Although the late Steve Dillon is best known today for his art for 2000AD, on Preacher for DC Comics, and as co-creator of Abslom Daak, Dalek Killer with Steve Moore for the then Doctor Who Weekly (now Doctor Who Magazine), his comic career began in 1970s, alongside now crime novelist and fellow Lutonian, Neil Bailey.
Steve’s first comics work was for a comic called Sci Fi Adventures, published with Neil and Paul Mahon in 1975 while still attending Icknield High School in Luton. Strips included “The Space Vampire”, and “Escape from Planet of the Apes”, archivist Steve Penfold noting here that this was drawn to a standard well beyond his years.
Together with Neil, Steve then contributed to the short-lived Ultimate Science Fiction, aged just 15, a comic zine launched in early 1977, drawing numerous strips, including “The Inheritance” and “Pi”.
We previously featured an advertisement for this comic zine thanks to cartoonist and comic archivist Lew Stringer, as part of our tribute to the late 2000AD and Preacher artist, taken from us in October 2016.

It’s believed only two issues of Ultimate Science Fiction were published before Steve’s meteoric comic career began.
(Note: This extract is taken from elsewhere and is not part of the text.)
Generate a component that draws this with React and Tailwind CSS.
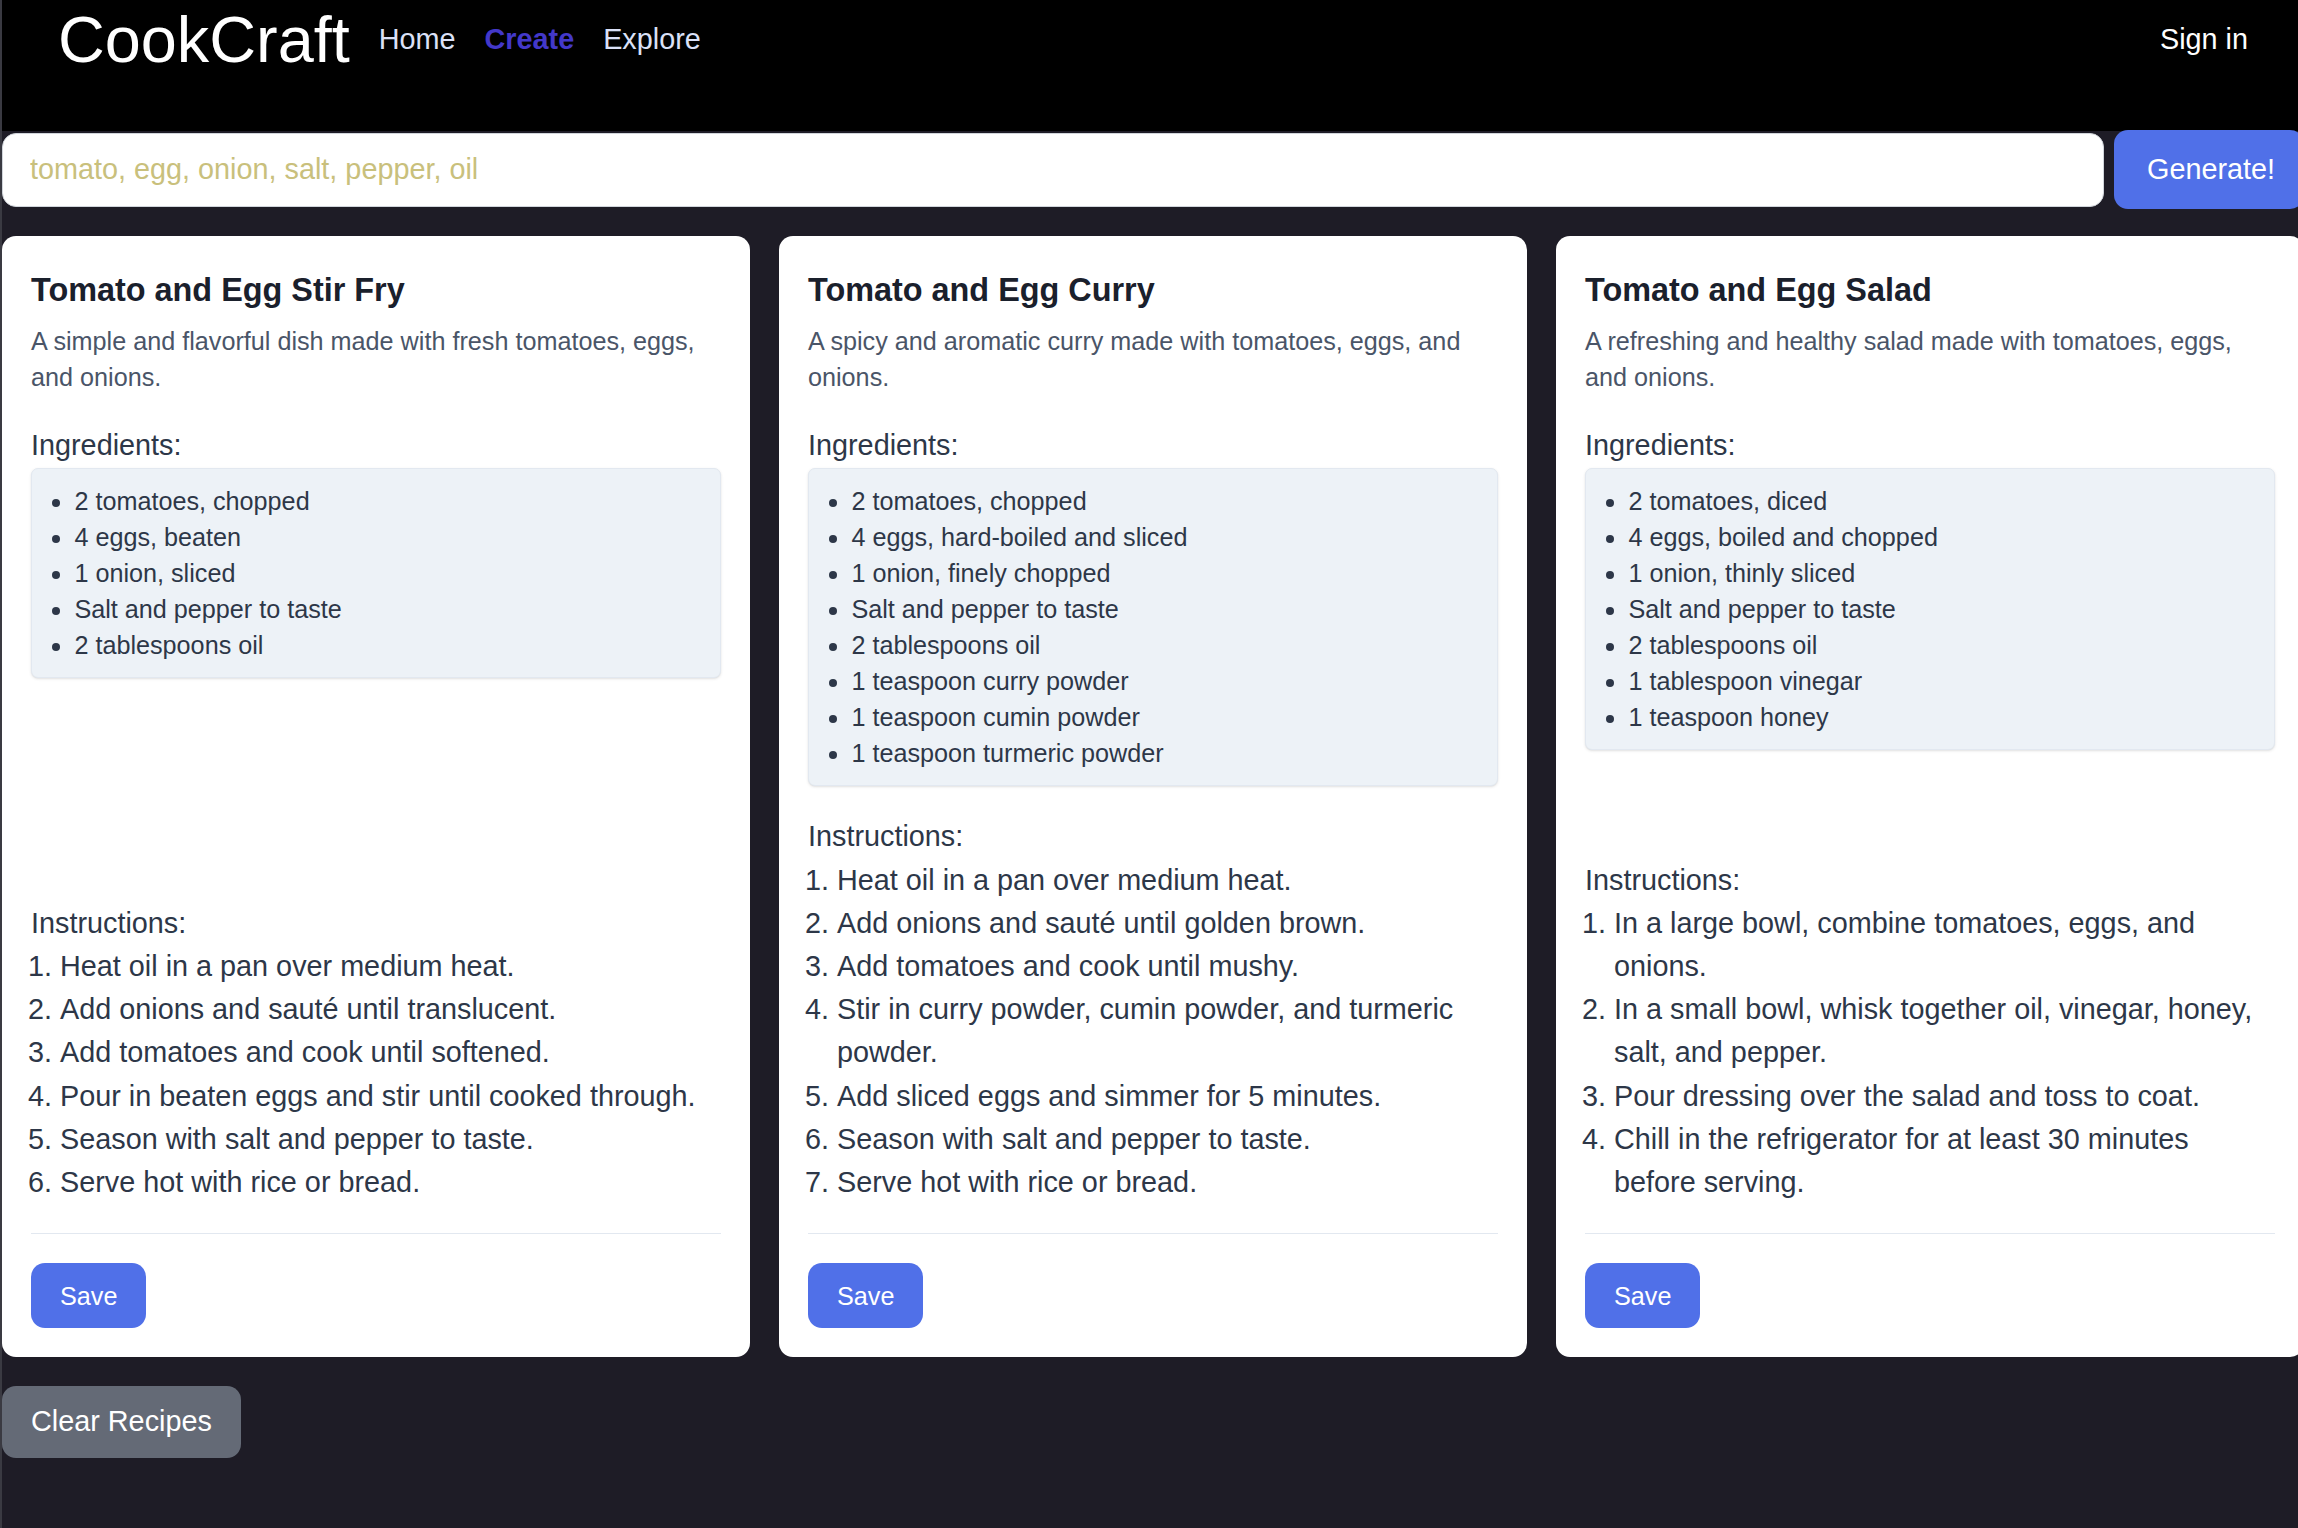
import React from 'react';

const recipes = [
  {
    title: 'Tomato and Egg Stir Fry',
    description: 'A simple and flavorful dish made with fresh tomatoes, eggs, and onions.',
    ingredients: ['2 tomatoes, chopped', '4 eggs, beaten', '1 onion, sliced', 'Salt and pepper to taste', '2 tablespoons oil'],
    instructions: [
      'Heat oil in a pan over medium heat.',
      'Add onions and sauté until translucent.',
      'Add tomatoes and cook until softened.',
      'Pour in beaten eggs and stir until cooked through.',
      'Season with salt and pepper to taste.',
      'Serve hot with rice or bread.',
    ],
  },
  {
    title: 'Tomato and Egg Curry',
    description: 'A spicy and aromatic curry made with tomatoes, eggs, and onions.',
    ingredients: [
      '2 tomatoes, chopped',
      '4 eggs, hard-boiled and sliced',
      '1 onion, finely chopped',
      'Salt and pepper to taste',
      '2 tablespoons oil',
      '1 teaspoon curry powder',
      '1 teaspoon cumin powder',
      '1 teaspoon turmeric powder',
    ],
    instructions: [
      'Heat oil in a pan over medium heat.',
      'Add onions and sauté until golden brown.',
      'Add tomatoes and cook until mushy.',
      'Stir in curry powder, cumin powder, and turmeric powder.',
      'Add sliced eggs and simmer for 5 minutes.',
      'Season with salt and pepper to taste.',
      'Serve hot with rice or bread.',
    ],
  },
  {
    title: 'Tomato and Egg Salad',
    description: 'A refreshing and healthy salad made with tomatoes, eggs, and onions.',
    ingredients: [
      '2 tomatoes, diced',
      '4 eggs, boiled and chopped',
      '1 onion, thinly sliced',
      'Salt and pepper to taste',
      '2 tablespoons oil',
      '1 tablespoon vinegar',
      '1 teaspoon honey',
    ],
    instructions: [
      'In a large bowl, combine tomatoes, eggs, and onions.',
      'In a small bowl, whisk together oil, vinegar, honey, salt, and pepper.',
      'Pour dressing over the salad and toss to coat.',
      'Chill in the refrigerator for at least 30 minutes before serving.',
    ],
  },
];

function RecipeCard({ recipe }) {
  return (
    <div className="bg-white rounded-[14px] p-[29px] flex flex-col">
      <h2 className="text-[32.4px] leading-[50.4px] font-bold text-[#1a202c]">{recipe.title}</h2>
      <p className="mt-[8px] text-[25.2px] leading-[36px] text-[#4a5568]">{recipe.description}</p>

      <h3 className="mt-[29px] text-[28.8px] leading-[43.2px] text-[#2d3748]">Ingredients:</h3>
      <div className="bg-[#edf2f7] border border-[#e2e8f0] rounded-[7px] p-[14.4px] shadow-sm">
        <ul className="list-disc pl-[28px] text-[25.2px] leading-[36px] text-[#2d3748]">
          {recipe.ingredients.map((item, i) => (
            <li key={i}>{item}</li>
          ))}
        </ul>
      </div>

      {/* instructions sit at the bottom so the cards line up */}
      <div className="mt-auto pt-[29px]">
        <h3 className="text-[28.8px] leading-[43.2px] text-[#2d3748]">Instructions:</h3>
        <ol className="list-decimal pl-[29px] text-[28.8px] leading-[43.2px] text-[#2d3748]">
          {recipe.instructions.map((step, i) => (
            <li key={i}>{step}</li>
          ))}
        </ol>
      </div>

      <div className="mt-[29px] pt-[29px] border-t border-[#e2e8f0]">
        <button className="bg-[#5070e8] text-white rounded-[14px] px-[29px] py-[14.4px] text-[25.2px] leading-[36px]">
          Save
        </button>
      </div>
    </div>
  );
}

export default function App() {
  return (
    <div className="min-h-screen w-full overflow-hidden bg-[#1e1c26] border-l-2 border-[#3a3a42] font-['Liberation_Sans',Arial,sans-serif]">
      <div className="w-[2302px] pb-[40px]">
        {/* Header */}
        <header className="bg-black h-[131px] px-[56px]">
          <div className="h-[79px] flex items-center gap-[29px]">
            <span className="text-white text-[64.8px] leading-[72px]">CookCraft</span>
            <nav className="flex items-center gap-[29px] text-[28.8px] leading-[43.2px]">
              <a className="text-[#dbe1f7]">Home</a>
              <a className="text-[#4338ca] font-bold">Create</a>
              <a className="text-[#dbe1f7]">Explore</a>
            </nav>
            <a className="ml-auto text-white text-[28.8px] leading-[43.2px]">Sign in</a>
          </div>
        </header>

        {/* Ingredient form */}
        <div className="-mt-[1px] h-[79px] flex items-center gap-[10px]">
          <input
            className="flex-1 h-[74px] bg-white border border-[#d1d5db] rounded-[14px] px-[27px] text-[28.8px] text-[#2d3748] placeholder:text-[#c9c07c] outline-none"
            placeholder="tomato, egg, onion, salt, pepper, oil"
          />
          <button className="w-[190px] h-[79px] bg-[#5070e8] text-white rounded-[14px] pl-[33px] text-left text-[28.8px] leading-[43.2px]">
            Generate!
          </button>
        </div>

        {/* Recipes */}
        <div className="mt-[27px] grid grid-cols-3 gap-[29px]">
          {recipes.map((r, i) => (
            <RecipeCard key={i} recipe={r} />
          ))}
        </div>

        <button className="mt-[29px] bg-[#646a76] text-white rounded-[14px] px-[29px] py-[14.4px] text-[28.8px] leading-[43.2px]">
          Clear Recipes
        </button>
      </div>
    </div>
  );
}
A recent eBay sale from Ewan_B, whose shop sells classic zines and comics, offered a tantalising glance of the content of the first issue, priced just 10p.
As you can see from the editorial Ultimate Science Fiction had a difficult birthday, Neil and Steve explaining how revised print quotes delayed publication, cautioning a price rise to 12p for #2; and Neil catching chickenpox necessitating Steve draw almost the whole of the first issue.
There’s also an appeal at the end, to “Comic Critic Type Persons” to not be too hard on their endeavours, as they are only 15…”
Who imagined, least of all Neil and Steve, perhaps, where the release of Ultimate Science Fiction would lead?





“This small press comic, advertised in the fanzine Comic Media News, brought Steve to the attention of its editor Richard Burton,” Lew Stringer notes. “Shortly after, when Richard was an editor at Marvel UK, I understand he suggested Steve as an artist for Nick Fury in Dez Skinn’s Hulk Comic. The rest is history!”
Fellow comic creator Alan Craddock recalls: “I swapped a copy of mine and Dave Huxley’s Blood Sex and Terror comics via slow mail with Steve. He wrote back and said he was only 15 and wasn’t sure about receiving a comic for over 18s.”
David Hathaway-Price, curator of the marvellous FANSCENE comic fanzine archive, has kindly provided us with the cover of Ultimate Science Fiction #2, and opening page of the second part of “The Inheritance”…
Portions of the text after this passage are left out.